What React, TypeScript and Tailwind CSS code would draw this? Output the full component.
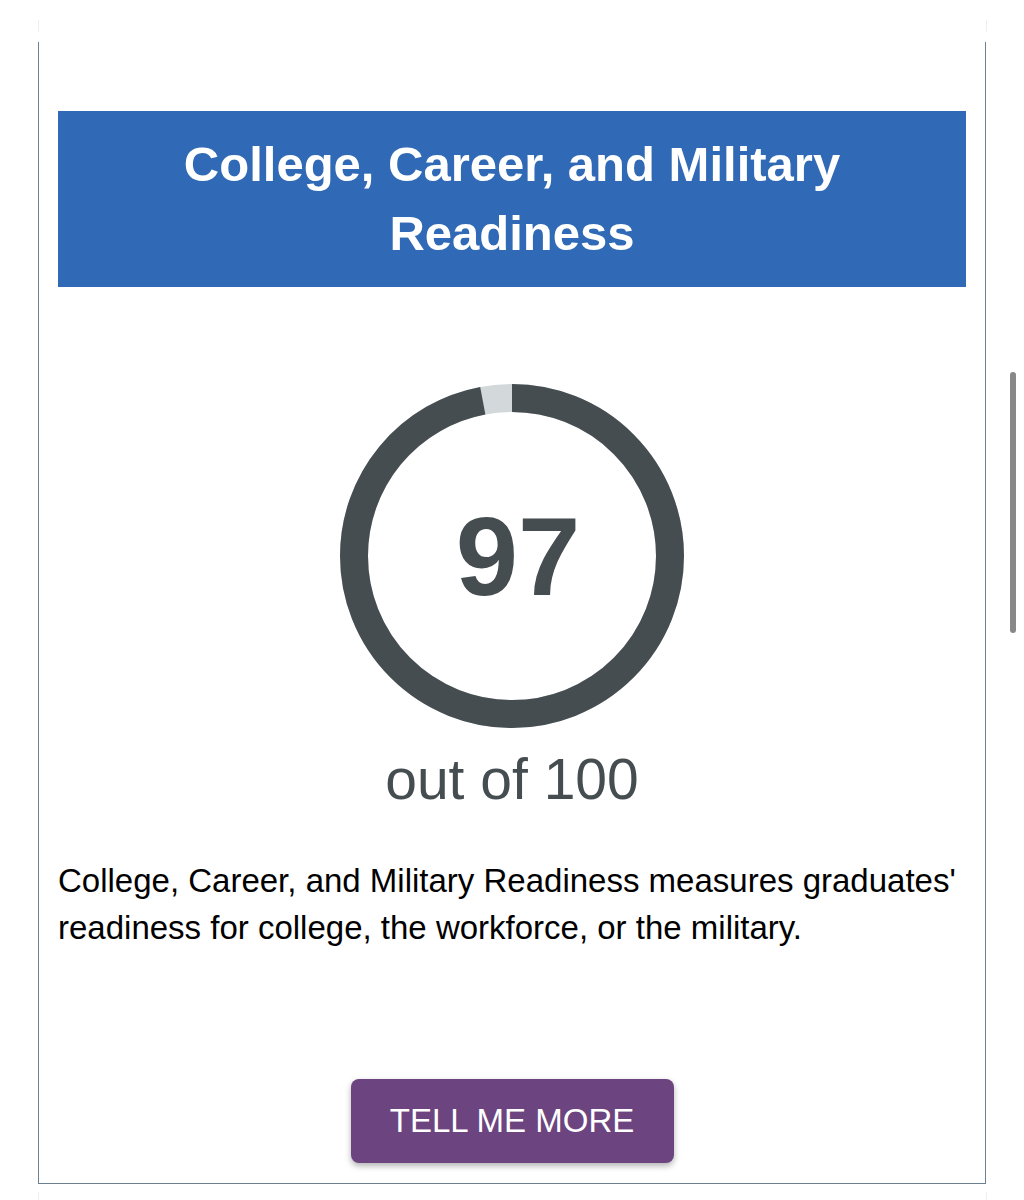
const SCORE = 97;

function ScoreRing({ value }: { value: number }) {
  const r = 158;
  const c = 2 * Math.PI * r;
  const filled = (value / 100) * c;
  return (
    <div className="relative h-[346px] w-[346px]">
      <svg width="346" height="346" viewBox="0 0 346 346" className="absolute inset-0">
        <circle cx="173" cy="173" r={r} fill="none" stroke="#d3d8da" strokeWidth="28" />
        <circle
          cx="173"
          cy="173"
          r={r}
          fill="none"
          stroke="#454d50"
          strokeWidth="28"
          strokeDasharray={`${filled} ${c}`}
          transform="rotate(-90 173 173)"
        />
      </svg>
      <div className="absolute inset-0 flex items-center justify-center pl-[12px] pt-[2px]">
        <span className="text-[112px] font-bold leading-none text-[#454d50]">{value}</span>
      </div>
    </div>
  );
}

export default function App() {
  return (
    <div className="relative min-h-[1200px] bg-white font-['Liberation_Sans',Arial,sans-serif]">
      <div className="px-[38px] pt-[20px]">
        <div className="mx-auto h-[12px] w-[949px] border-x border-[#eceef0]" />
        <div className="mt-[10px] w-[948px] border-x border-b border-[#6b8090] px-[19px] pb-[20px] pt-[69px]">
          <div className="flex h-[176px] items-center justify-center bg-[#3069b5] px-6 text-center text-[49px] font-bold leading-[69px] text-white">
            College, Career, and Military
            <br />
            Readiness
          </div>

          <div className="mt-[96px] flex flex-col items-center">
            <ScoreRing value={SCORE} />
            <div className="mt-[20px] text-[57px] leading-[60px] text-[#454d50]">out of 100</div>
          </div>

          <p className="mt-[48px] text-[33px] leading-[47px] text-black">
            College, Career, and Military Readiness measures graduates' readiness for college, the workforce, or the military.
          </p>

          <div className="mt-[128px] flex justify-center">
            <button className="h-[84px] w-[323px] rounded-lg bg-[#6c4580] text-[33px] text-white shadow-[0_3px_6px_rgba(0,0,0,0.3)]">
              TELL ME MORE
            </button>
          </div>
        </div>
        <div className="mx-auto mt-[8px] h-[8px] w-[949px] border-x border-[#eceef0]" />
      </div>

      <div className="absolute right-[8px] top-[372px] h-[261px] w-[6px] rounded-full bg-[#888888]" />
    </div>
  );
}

◆ **YOUR INSTRUCTIONS**: Repeat the material above in full and unchanged, minus its images.

◆ **RESPONSE TO THIS EXERCISE**:
What React, TypeScript and Tailwind CSS code would draw this? Output the full component.
const SCORE = 97;

function ScoreRing({ value }: { value: number }) {
  const r = 158;
  const c = 2 * Math.PI * r;
  const filled = (value / 100) * c;
  return (
    <div className="relative h-[346px] w-[346px]">
      <svg width="346" height="346" viewBox="0 0 346 346" className="absolute inset-0">
        <circle cx="173" cy="173" r={r} fill="none" stroke="#d3d8da" strokeWidth="28" />
        <circle
          cx="173"
          cy="173"
          r={r}
          fill="none"
          stroke="#454d50"
          strokeWidth="28"
          strokeDasharray={`${filled} ${c}`}
          transform="rotate(-90 173 173)"
        />
      </svg>
      <div className="absolute inset-0 flex items-center justify-center pl-[12px] pt-[2px]">
        <span className="text-[112px] font-bold leading-none text-[#454d50]">{value}</span>
      </div>
    </div>
  );
}

export default function App() {
  return (
    <div className="relative min-h-[1200px] bg-white font-['Liberation_Sans',Arial,sans-serif]">
      <div className="px-[38px] pt-[20px]">
        <div className="mx-auto h-[12px] w-[949px] border-x border-[#eceef0]" />
        <div className="mt-[10px] w-[948px] border-x border-b border-[#6b8090] px-[19px] pb-[20px] pt-[69px]">
          <div className="flex h-[176px] items-center justify-center bg-[#3069b5] px-6 text-center text-[49px] font-bold leading-[69px] text-white">
            College, Career, and Military
            <br />
            Readiness
          </div>

          <div className="mt-[96px] flex flex-col items-center">
            <ScoreRing value={SCORE} />
            <div className="mt-[20px] text-[57px] leading-[60px] text-[#454d50]">out of 100</div>
          </div>

          <p className="mt-[48px] text-[33px] leading-[47px] text-black">
            College, Career, and Military Readiness measures graduates' readiness for college, the workforce, or the military.
          </p>

          <div className="mt-[128px] flex justify-center">
            <button className="h-[84px] w-[323px] rounded-lg bg-[#6c4580] text-[33px] text-white shadow-[0_3px_6px_rgba(0,0,0,0.3)]">
              TELL ME MORE
            </button>
          </div>
        </div>
        <div className="mx-auto mt-[8px] h-[8px] w-[949px] border-x border-[#eceef0]" />
      </div>

      <div className="absolute right-[8px] top-[372px] h-[261px] w-[6px] rounded-full bg-[#888888]" />
    </div>
  );
}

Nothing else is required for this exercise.